▶ Material provided:

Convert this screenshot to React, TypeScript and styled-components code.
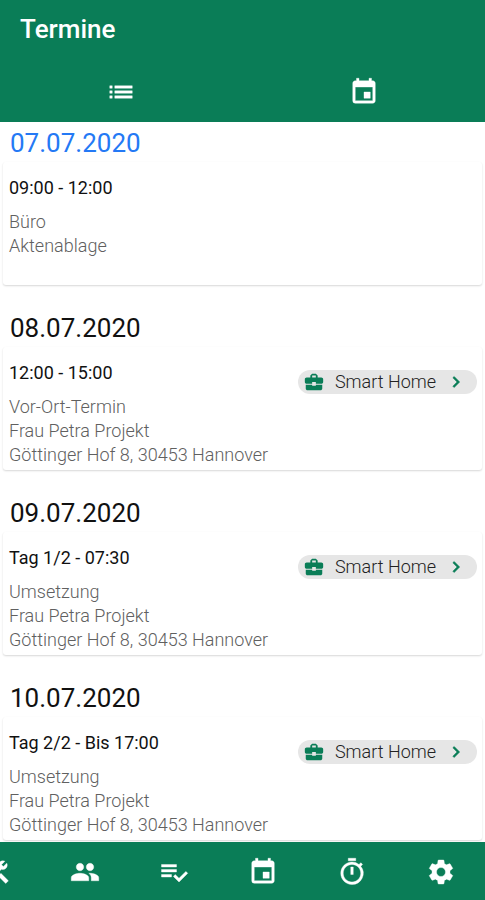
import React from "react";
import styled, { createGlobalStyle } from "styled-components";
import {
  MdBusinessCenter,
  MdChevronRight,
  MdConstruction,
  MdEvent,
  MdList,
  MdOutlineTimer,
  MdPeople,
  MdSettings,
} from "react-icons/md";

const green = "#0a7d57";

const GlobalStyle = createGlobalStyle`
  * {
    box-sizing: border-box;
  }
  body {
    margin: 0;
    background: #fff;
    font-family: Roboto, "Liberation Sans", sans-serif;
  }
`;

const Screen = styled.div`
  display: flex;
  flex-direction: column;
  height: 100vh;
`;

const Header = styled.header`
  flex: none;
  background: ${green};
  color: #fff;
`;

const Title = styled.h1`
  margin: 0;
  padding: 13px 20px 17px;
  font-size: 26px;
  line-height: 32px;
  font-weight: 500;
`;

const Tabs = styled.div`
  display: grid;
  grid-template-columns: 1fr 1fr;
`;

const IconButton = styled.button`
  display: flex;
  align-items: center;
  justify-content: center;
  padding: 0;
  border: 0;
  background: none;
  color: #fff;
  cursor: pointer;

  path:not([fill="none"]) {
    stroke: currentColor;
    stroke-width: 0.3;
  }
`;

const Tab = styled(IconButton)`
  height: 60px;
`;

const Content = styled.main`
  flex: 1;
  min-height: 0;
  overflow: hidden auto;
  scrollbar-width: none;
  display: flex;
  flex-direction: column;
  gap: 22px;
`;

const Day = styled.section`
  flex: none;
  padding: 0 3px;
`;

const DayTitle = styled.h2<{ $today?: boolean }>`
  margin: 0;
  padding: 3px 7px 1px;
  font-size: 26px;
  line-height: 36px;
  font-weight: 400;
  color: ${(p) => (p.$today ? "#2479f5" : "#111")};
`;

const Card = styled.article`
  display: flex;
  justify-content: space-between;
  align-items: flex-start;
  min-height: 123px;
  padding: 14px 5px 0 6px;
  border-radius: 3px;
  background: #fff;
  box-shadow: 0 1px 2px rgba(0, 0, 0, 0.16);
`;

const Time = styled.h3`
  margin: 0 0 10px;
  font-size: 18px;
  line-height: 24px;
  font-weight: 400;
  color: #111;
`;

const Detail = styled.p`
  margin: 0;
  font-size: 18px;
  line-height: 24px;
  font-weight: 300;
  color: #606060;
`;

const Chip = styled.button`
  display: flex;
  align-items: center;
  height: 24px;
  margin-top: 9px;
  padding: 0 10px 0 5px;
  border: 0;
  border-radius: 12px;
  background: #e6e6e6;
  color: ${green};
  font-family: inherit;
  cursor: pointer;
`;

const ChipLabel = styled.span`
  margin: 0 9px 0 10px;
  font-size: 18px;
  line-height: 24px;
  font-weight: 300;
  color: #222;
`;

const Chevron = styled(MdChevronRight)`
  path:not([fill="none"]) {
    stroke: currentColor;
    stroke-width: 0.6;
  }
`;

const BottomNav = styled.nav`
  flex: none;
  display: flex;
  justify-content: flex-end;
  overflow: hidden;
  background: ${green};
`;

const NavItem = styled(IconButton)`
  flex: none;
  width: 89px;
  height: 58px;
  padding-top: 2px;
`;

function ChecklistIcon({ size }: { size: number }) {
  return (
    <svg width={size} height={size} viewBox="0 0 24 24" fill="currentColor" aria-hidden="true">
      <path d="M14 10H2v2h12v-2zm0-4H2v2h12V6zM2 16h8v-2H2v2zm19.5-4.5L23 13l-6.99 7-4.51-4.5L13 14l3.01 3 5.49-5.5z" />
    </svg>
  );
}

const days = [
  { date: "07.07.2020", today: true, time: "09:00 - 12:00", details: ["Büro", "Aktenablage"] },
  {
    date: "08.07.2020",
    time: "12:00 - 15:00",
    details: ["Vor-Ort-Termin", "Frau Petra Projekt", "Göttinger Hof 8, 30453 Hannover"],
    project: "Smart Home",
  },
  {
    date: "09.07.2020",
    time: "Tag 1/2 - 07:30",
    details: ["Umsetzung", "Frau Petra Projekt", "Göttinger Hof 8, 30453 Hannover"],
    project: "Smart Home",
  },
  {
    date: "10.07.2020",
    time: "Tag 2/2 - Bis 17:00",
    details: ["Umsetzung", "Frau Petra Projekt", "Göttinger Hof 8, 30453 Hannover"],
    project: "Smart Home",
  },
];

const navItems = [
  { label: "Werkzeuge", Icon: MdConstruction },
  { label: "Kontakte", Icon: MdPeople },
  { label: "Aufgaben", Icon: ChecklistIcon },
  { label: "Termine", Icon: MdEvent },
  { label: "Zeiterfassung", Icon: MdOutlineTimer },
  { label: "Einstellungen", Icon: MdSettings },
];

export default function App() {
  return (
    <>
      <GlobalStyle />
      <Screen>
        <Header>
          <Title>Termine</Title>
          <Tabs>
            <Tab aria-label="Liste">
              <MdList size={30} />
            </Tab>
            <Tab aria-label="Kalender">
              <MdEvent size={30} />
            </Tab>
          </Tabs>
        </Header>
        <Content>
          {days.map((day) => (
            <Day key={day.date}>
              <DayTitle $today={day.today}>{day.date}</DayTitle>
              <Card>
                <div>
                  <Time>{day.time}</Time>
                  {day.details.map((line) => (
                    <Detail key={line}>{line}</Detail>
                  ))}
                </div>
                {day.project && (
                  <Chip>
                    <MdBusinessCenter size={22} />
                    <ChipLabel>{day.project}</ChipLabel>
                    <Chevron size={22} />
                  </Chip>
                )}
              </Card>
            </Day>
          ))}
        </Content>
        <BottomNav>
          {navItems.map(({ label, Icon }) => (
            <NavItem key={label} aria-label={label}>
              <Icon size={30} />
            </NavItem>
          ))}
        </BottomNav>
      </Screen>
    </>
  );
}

▶ Short exercise:
Retype the listing exactly. Pictures do not belong in the copy.

▶ Complete output:
Convert this screenshot to React, TypeScript and styled-components code.
import React from "react";
import styled, { createGlobalStyle } from "styled-components";
import {
  MdBusinessCenter,
  MdChevronRight,
  MdConstruction,
  MdEvent,
  MdList,
  MdOutlineTimer,
  MdPeople,
  MdSettings,
} from "react-icons/md";

const green = "#0a7d57";

const GlobalStyle = createGlobalStyle`
  * {
    box-sizing: border-box;
  }
  body {
    margin: 0;
    background: #fff;
    font-family: Roboto, "Liberation Sans", sans-serif;
  }
`;

const Screen = styled.div`
  display: flex;
  flex-direction: column;
  height: 100vh;
`;

const Header = styled.header`
  flex: none;
  background: ${green};
  color: #fff;
`;

const Title = styled.h1`
  margin: 0;
  padding: 13px 20px 17px;
  font-size: 26px;
  line-height: 32px;
  font-weight: 500;
`;

const Tabs = styled.div`
  display: grid;
  grid-template-columns: 1fr 1fr;
`;

const IconButton = styled.button`
  display: flex;
  align-items: center;
  justify-content: center;
  padding: 0;
  border: 0;
  background: none;
  color: #fff;
  cursor: pointer;

  path:not([fill="none"]) {
    stroke: currentColor;
    stroke-width: 0.3;
  }
`;

const Tab = styled(IconButton)`
  height: 60px;
`;

const Content = styled.main`
  flex: 1;
  min-height: 0;
  overflow: hidden auto;
  scrollbar-width: none;
  display: flex;
  flex-direction: column;
  gap: 22px;
`;

const Day = styled.section`
  flex: none;
  padding: 0 3px;
`;

const DayTitle = styled.h2<{ $today?: boolean }>`
  margin: 0;
  padding: 3px 7px 1px;
  font-size: 26px;
  line-height: 36px;
  font-weight: 400;
  color: ${(p) => (p.$today ? "#2479f5" : "#111")};
`;

const Card = styled.article`
  display: flex;
  justify-content: space-between;
  align-items: flex-start;
  min-height: 123px;
  padding: 14px 5px 0 6px;
  border-radius: 3px;
  background: #fff;
  box-shadow: 0 1px 2px rgba(0, 0, 0, 0.16);
`;

const Time = styled.h3`
  margin: 0 0 10px;
  font-size: 18px;
  line-height: 24px;
  font-weight: 400;
  color: #111;
`;

const Detail = styled.p`
  margin: 0;
  font-size: 18px;
  line-height: 24px;
  font-weight: 300;
  color: #606060;
`;

const Chip = styled.button`
  display: flex;
  align-items: center;
  height: 24px;
  margin-top: 9px;
  padding: 0 10px 0 5px;
  border: 0;
  border-radius: 12px;
  background: #e6e6e6;
  color: ${green};
  font-family: inherit;
  cursor: pointer;
`;

const ChipLabel = styled.span`
  margin: 0 9px 0 10px;
  font-size: 18px;
  line-height: 24px;
  font-weight: 300;
  color: #222;
`;

const Chevron = styled(MdChevronRight)`
  path:not([fill="none"]) {
    stroke: currentColor;
    stroke-width: 0.6;
  }
`;

const BottomNav = styled.nav`
  flex: none;
  display: flex;
  justify-content: flex-end;
  overflow: hidden;
  background: ${green};
`;

const NavItem = styled(IconButton)`
  flex: none;
  width: 89px;
  height: 58px;
  padding-top: 2px;
`;

function ChecklistIcon({ size }: { size: number }) {
  return (
    <svg width={size} height={size} viewBox="0 0 24 24" fill="currentColor" aria-hidden="true">
      <path d="M14 10H2v2h12v-2zm0-4H2v2h12V6zM2 16h8v-2H2v2zm19.5-4.5L23 13l-6.99 7-4.51-4.5L13 14l3.01 3 5.49-5.5z" />
    </svg>
  );
}

const days = [
  { date: "07.07.2020", today: true, time: "09:00 - 12:00", details: ["Büro", "Aktenablage"] },
  {
    date: "08.07.2020",
    time: "12:00 - 15:00",
    details: ["Vor-Ort-Termin", "Frau Petra Projekt", "Göttinger Hof 8, 30453 Hannover"],
    project: "Smart Home",
  },
  {
    date: "09.07.2020",
    time: "Tag 1/2 - 07:30",
    details: ["Umsetzung", "Frau Petra Projekt", "Göttinger Hof 8, 30453 Hannover"],
    project: "Smart Home",
  },
  {
    date: "10.07.2020",
    time: "Tag 2/2 - Bis 17:00",
    details: ["Umsetzung", "Frau Petra Projekt", "Göttinger Hof 8, 30453 Hannover"],
    project: "Smart Home",
  },
];

const navItems = [
  { label: "Werkzeuge", Icon: MdConstruction },
  { label: "Kontakte", Icon: MdPeople },
  { label: "Aufgaben", Icon: ChecklistIcon },
  { label: "Termine", Icon: MdEvent },
  { label: "Zeiterfassung", Icon: MdOutlineTimer },
  { label: "Einstellungen", Icon: MdSettings },
];

export default function App() {
  return (
    <>
      <GlobalStyle />
      <Screen>
        <Header>
          <Title>Termine</Title>
          <Tabs>
            <Tab aria-label="Liste">
              <MdList size={30} />
            </Tab>
            <Tab aria-label="Kalender">
              <MdEvent size={30} />
            </Tab>
          </Tabs>
        </Header>
        <Content>
          {days.map((day) => (
            <Day key={day.date}>
              <DayTitle $today={day.today}>{day.date}</DayTitle>
              <Card>
                <div>
                  <Time>{day.time}</Time>
                  {day.details.map((line) => (
                    <Detail key={line}>{line}</Detail>
                  ))}
                </div>
                {day.project && (
                  <Chip>
                    <MdBusinessCenter size={22} />
                    <ChipLabel>{day.project}</ChipLabel>
                    <Chevron size={22} />
                  </Chip>
                )}
              </Card>
            </Day>
          ))}
        </Content>
        <BottomNav>
          {navItems.map(({ label, Icon }) => (
            <NavItem key={label} aria-label={label}>
              <Icon size={30} />
            </NavItem>
          ))}
        </BottomNav>
      </Screen>
    </>
  );
}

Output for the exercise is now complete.